[start]

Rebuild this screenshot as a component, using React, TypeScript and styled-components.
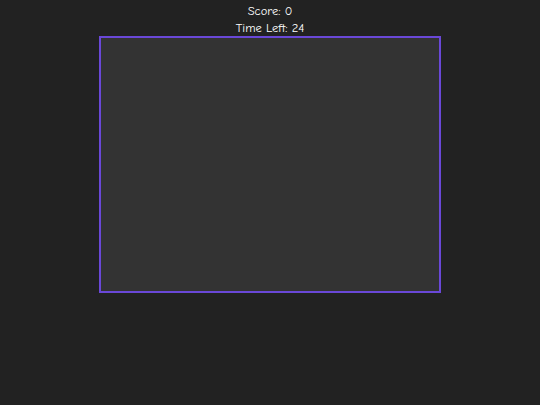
import React from "react";
import styled, { createGlobalStyle } from "styled-components";

const Global = createGlobalStyle`
  html, body { margin: 0; padding: 0; background: #222222; }
  body { font-family: "Comic Sans MS", "Comic Neue", "DejaVu Sans", sans-serif; color: #ffffff; }
`;

const Page = styled.div`
  display: flex;
  flex-direction: column;
  align-items: center;
  padding-top: 2px;
`;

const Stat = styled.div`
  font-size: 12.5px;
  line-height: 18px;
  height: 17px;
`;

const Arena = styled.div`
  width: 338px;
  height: 253px;
  background: #333333;
  border: 2px solid #6a48d8;
`;

export default function App() {
  return (
    <>
      <Global />
      <Page>
        <Stat>Score: 0</Stat>
        <Stat>Time Left: 24</Stat>
        <Arena />
      </Page>
    </>
  );
}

[end]

From the data above, write out everything exactly except the pictures.

Rebuild this screenshot as a component, using React, TypeScript and styled-components.
import React from "react";
import styled, { createGlobalStyle } from "styled-components";

const Global = createGlobalStyle`
  html, body { margin: 0; padding: 0; background: #222222; }
  body { font-family: "Comic Sans MS", "Comic Neue", "DejaVu Sans", sans-serif; color: #ffffff; }
`;

const Page = styled.div`
  display: flex;
  flex-direction: column;
  align-items: center;
  padding-top: 2px;
`;

const Stat = styled.div`
  font-size: 12.5px;
  line-height: 18px;
  height: 17px;
`;

const Arena = styled.div`
  width: 338px;
  height: 253px;
  background: #333333;
  border: 2px solid #6a48d8;
`;

export default function App() {
  return (
    <>
      <Global />
      <Page>
        <Stat>Score: 0</Stat>
        <Stat>Time Left: 24</Stat>
        <Arena />
      </Page>
    </>
  );
}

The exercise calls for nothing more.